Prieur’s readings (July 20, 2010)
This post provides links to a number of interesting articles I have read over the past few days that you may also enjoy.
• Julia Werdigier (The New York Times): An outspoken man in a secretive trade, July 19, 2010.
With a sharp wit and a sharper tongue, Mr. Hendry, a plain-spoken Scot, has positioned himself as the public contrarian thinker of this city’s very private hedge fund community. The euro? It’s finished, Mr. Hendry proclaims. China? Headed for a fall. President Obama? “If there was a way to short Obama, I would,” Mr.

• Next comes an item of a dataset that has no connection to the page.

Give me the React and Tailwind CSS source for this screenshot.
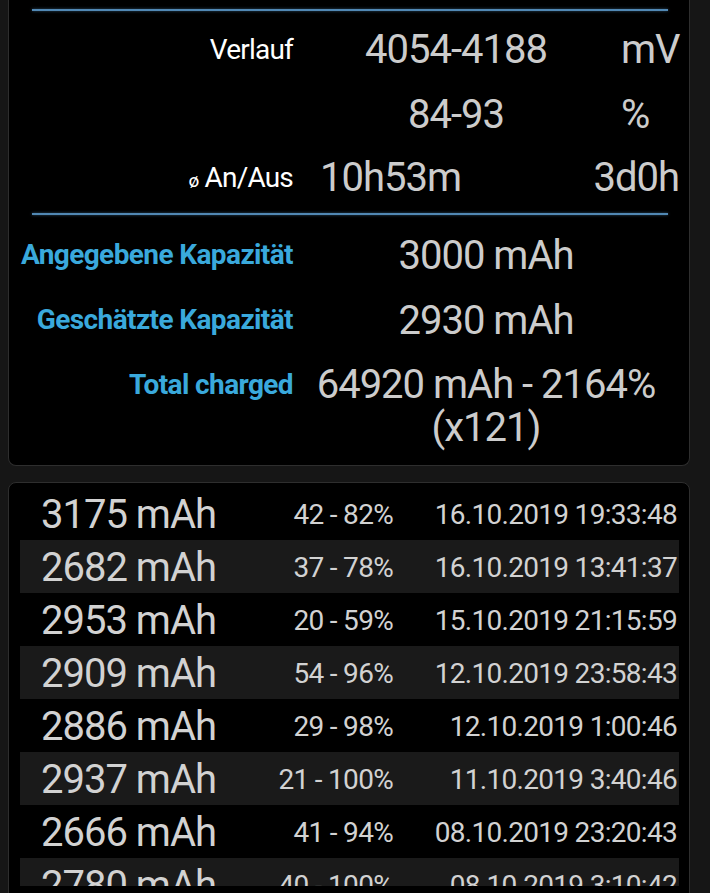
import React from 'react';

const history = [
  { mah: 3175, range: '42 - 82%', date: '16.10.2019 19:33:48' },
  { mah: 2682, range: '37 - 78%', date: '16.10.2019 13:41:37' },
  { mah: 2953, range: '20 - 59%', date: '15.10.2019 21:15:59' },
  { mah: 2909, range: '54 - 96%', date: '12.10.2019 23:58:43' },
  { mah: 2886, range: '29 - 98%', date: '12.10.2019 1:00:46' },
  { mah: 2937, range: '21 - 100%', date: '11.10.2019 3:40:46' },
  { mah: 2666, range: '41 - 94%', date: '08.10.2019 23:20:43' },
  { mah: 2780, range: '40 - 100%', date: '08.10.2019 3:10:42' },
];

const Divider = () => (
  <div className="ml-[23px] mr-[21px] h-[2px] bg-[#5188b4] shadow-[0_0_3px_rgba(81,136,180,0.6)]" />
);

const BlueRow = ({ label, children, className = '' }) => (
  <div className={`flex items-center ${className}`}>
    <div className="w-[284px] text-right text-[28px] font-bold text-[#3aa9dc] tracking-[-0.6px]">{label}</div>
    <div className="w-[386px] text-center text-[40px] text-[#cccccc] tracking-[-1px] leading-[43px]">{children}</div>
  </div>
);

const App = () => {
  return (
    <div className="h-[893px] overflow-hidden bg-[#161616] pl-2 pr-5 font-['Roboto',sans-serif]">
      {/* Zusammenfassung */}
      <div className="bg-black border border-t-0 border-[#2e2e2e] rounded-b-lg pt-[9px] pb-[16px]">
        <Divider />

        <div className="flex items-center h-[64px] mt-[7px]">
          <div className="w-[284px] text-right text-[28px] tracking-[-0.8px] text-white">Verlauf</div>
          <div className="w-[326px] text-center text-[40px] tracking-[-1px] text-[#cccccc]">4054-4188</div>
          <div className="ml-[2px] text-[40px] tracking-[-1px] text-[#cccccc]">mV</div>
        </div>

        <div className="flex items-center h-[65px]">
          <div className="w-[284px]" />
          <div className="w-[326px] text-center text-[40px] tracking-[-1px] text-[#cccccc]">84-93</div>
          <div className="ml-[2px] text-[40px] tracking-[-1px] text-[#cccccc]">%</div>
        </div>

        <div className="flex items-center h-[62px]">
          <div className="w-[284px] text-right text-[28px] tracking-[-0.8px] text-white">
            <span className="text-[19px] mr-[6px]">ø</span>An/Aus
          </div>
          <div className="ml-[27px] text-[40px] tracking-[-1px] text-[#cccccc]">10h53m</div>
          <div className="flex-1 pr-[10px] text-right text-[40px] tracking-[-1px] text-[#cccccc]">3d0h</div>
        </div>

        <div className="mt-[4px]">
          <Divider />
        </div>

        <BlueRow label="Angegebene Kapazität" className="h-[64px] mt-[8px]">3000 mAh</BlueRow>
        <BlueRow label="Geschätzte Kapazität" className="h-[66px]">2930 mAh</BlueRow>
        <div className="flex items-start mt-[10px]">
          <div className="w-[284px] h-[43px] flex items-center justify-end text-[28px] font-bold text-[#3aa9dc] tracking-[-0.6px]">Total charged</div>
          <div className="w-[386px] text-center text-[40px] text-[#cccccc] tracking-[-1px] leading-[43px]">64920 mAh - 2164% (x121)</div>
        </div>
      </div>

      {/* Ladeverlauf */}
      <div className="mt-[16px] bg-black border border-[#2e2e2e] rounded-lg pt-[4px] pl-[11px] pr-[10px] pb-4">
        <div className="h-[399px] overflow-hidden">
          {history.map((row, i) => (
            <div
              key={i}
              className={`flex items-center h-[53px] pt-[2px] ${i % 2 === 1 ? 'bg-[#1a1a1a]' : ''}`}
            >
              <div className="w-[250px] pl-[21px] text-[40px] tracking-[-1px] text-[#d2d2d2] whitespace-nowrap">{row.mah} mAh</div>
              <div className="w-[123px] text-right text-[28px] tracking-[-0.7px] text-[#d2d2d2] whitespace-nowrap">{row.range}</div>
              <div className="flex-1 pr-[2px] text-right text-[28px] tracking-[-0.7px] text-[#d2d2d2] whitespace-nowrap">{row.date}</div>
            </div>
          ))}
        </div>
      </div>
    </div>
  );
};

export default App;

Hendry said.
• Jeff Sommer (The New York Times): Head for the hills? No way, he says, July 15, 2010.
Long before he began studying economics, Jeremy J. Siegel charted the ups and downs of the Dow Jones industrial average on the walls of his childhood bedroom. That fascination with stocks has never ebbed. Now a professor of finance at the Wharton School of the University of Pennsylvania, Mr. Siegel, 64, knows that not everyone shares this passion – but says he believes that nearly everyone should invest in the stock market and keep their money there as long as they can. Have the unsettled markets of the last few years softened his view? “Not at all,” he said.
• Jeff Saut (Minyanville): Don’t bet the farm, try these strategies instead, July 19, 2010.
I’m familiar with cards, dice, and betting in general. While in college I supplemented the monthly stipend from my parents with the winnings from playing cards. The bluffing, the betting, the showdown was all great drama to me. Back then I learned the “one chip” rule. To wit, each time I won two chips I’d put one into my pocket, not to be used again that night. When I entered this business in 1971 I found that same kind of strategy useful in managing risk.
• Niall Ferguson (Financial Times): Latter-day Keynesians have learnt nothing, July 19, 2010.
The austerity debate: Supersized deficits are denting business confidence, not least by implying higher future taxes. Those, like New York Times columnist Paul Krugman, who liken confidence to an imaginary “fairy” have failed to learn from decades of economic research on expectations.
• John Tamny (Forbes): Despite awful policy, the US is not doomed, July 19, 2010.
The great political writer John Podhoretz recently asked in a column, “How should a self-described patriot think, act and talk about the United States if that self-described patriot believes the elected leadership of the United States has led the country into a ditch that threatens to expand into a bottomless chasm?” Podhoretz is not alone among right-of-center thinkers who feel that President Obama’s love of tax increases, nosebleed spending, and desire to heavily regulate large portions of the economy will send us down a path we can’t recover from. Not to defend Obama’s policies for one second, but all this worrying is very much overdone.
• Brad DeLong (Financial Times): It is far too soon to end expansion, July 19, 2010.
We will know when the time comes to stop expansion. Financial markets will tell us. And not by whispering in a still, small voice.
• Dave Livingstone (bizzXceleration): Wow, deja vu’! economy, outllook & same old misunderstandings, July 19, 2010.
Everything that’s going on now with the economy in terms of a slowdown is/was foreseeable and foreseen (not just by ourselves) and we are returning to a period much lack the aftermath of the last burst bubble with all the same misinterpretations. Only this time there will be no next asset bubble to sustain demand and we’re in for a long period of adjustment. Which everybody is still missing and not preparing for!
• Bill Fleckenstein (MSN Money): Chinese lesson: Better red than Fed, July 16, 2010.
As we continue to walk our economic tightrope between recession and recovery, in many people’s eyes one of the biggest factors keeping us upright continues to be China. As the bond buyer of first resort – for now – in our everything-must-go debt bonanza, as well as supplier of cheap labor and consumer goods, China has wedded its fate to our own. Its economic future and, perhaps more importantly, its policies are inextricably linked to ours.
• Doug Noland (Asia Times): The dollar’s predicament, July 20, 2010.
Gigantic and unending US current account deficits were the major force behind the extraordinary foreign accumulation of our (largely debt) securities. This implies structural deficiencies in both the credit system and real economy. It would also be quite unusual for such a fundamental backdrop to support a strong currency.
• Ambrose Evans-Pritchard (Telegraph): Stress-testing Europe’s banks won’t stave off a deflationary vortex, July 18, 2010.
Euroland’s authorities are inflicting a triple shock of fiscal, monetary, and currency tightening on a broken economy. They are doing so in a region where industrial output is still 14% below its peak, where growth barely scraped above zero over the winter “recovery”, and where youth unemployment is at 40% in Spain, 35% in Slovakia, 29% in Italy, and 26% in Ireland.